First Nation schools included in Microsoft Licensing Agreement

The Saskatchewan government announced today that it will invest $120,000 to include all First Nation K-12 schools in the provincial Microsoft Licensing Agreement.

Saskatchewan government to invest $120,000

Saskatchewan education minister Don Morgan speaks as Don Dore, who works with the Prince Albert Grand Council, and FSIN vice-chief Bobby Cameron look on. (Kathy Fitzpatrick/CBC)
First Nations students will now have access to one thing every other student in the province already has — Microsoft computer software. 
The province is spending $120,000 to extend its Microsoft licensing agreement to First Nations schools, which includes programs like Word, Excel and Powerpoint. The goal is to increase technological literacy and meet learning needs of
students from across Saskatchewan. 

"They were missing out a big piece of that Microsoft software which is going to be used when they leave school," said Don Dore, who works with the Prince Albert Grand Council. "That's going to be one of the pieces that they need to be able to work with."
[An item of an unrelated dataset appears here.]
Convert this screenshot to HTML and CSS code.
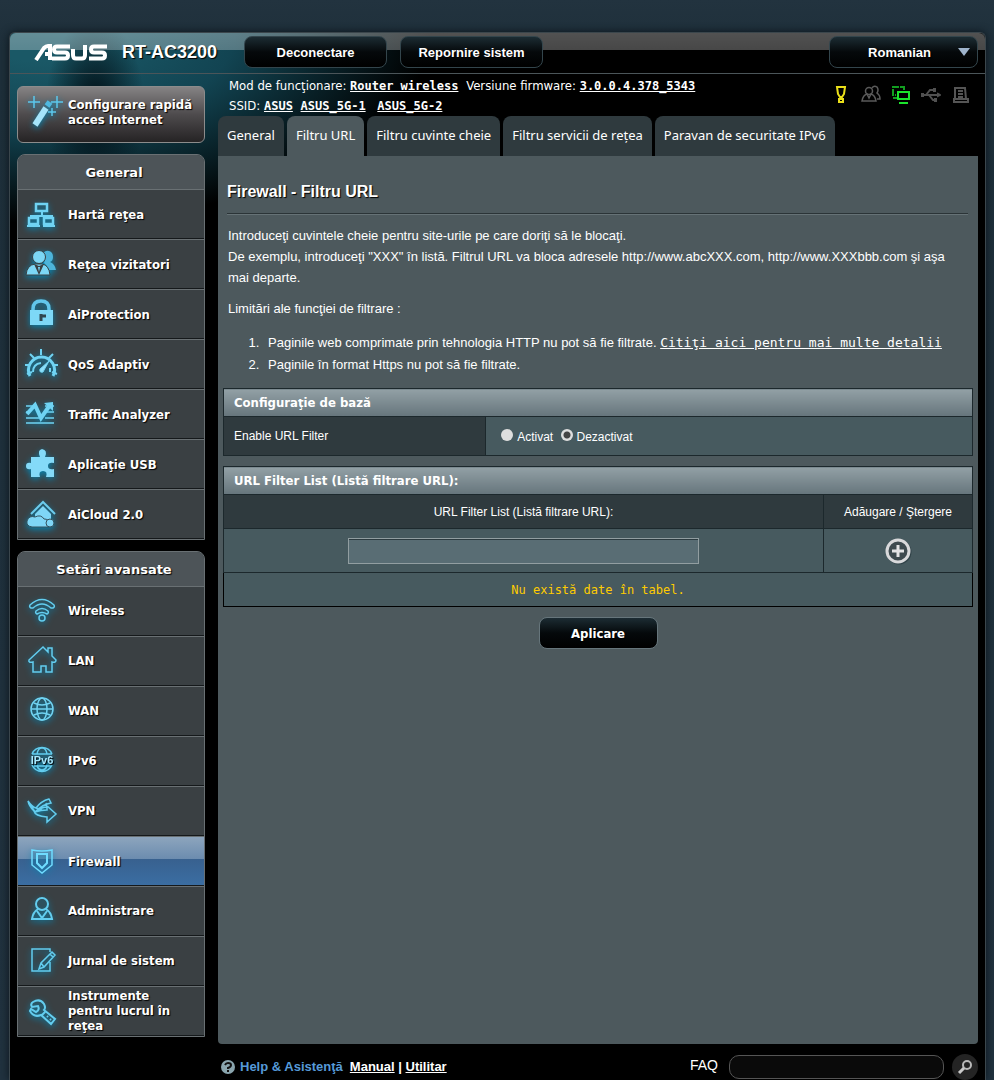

Creating an equal playing field

It is the first time First Nation K-12 schools have been included in the Microsoft Licensing Agreement, which will result in better technology to support students, teachers and administration, the province said.

Dore said that until now, a lot of students had to make do with open source software because First Nations schools could not afford Microsoft products. Students will now be on an equal playing field with others across the province when it comes to computer software.

The deal will also provide software purchasing savings and regular updates. Access to Microsoft software will begin in this month.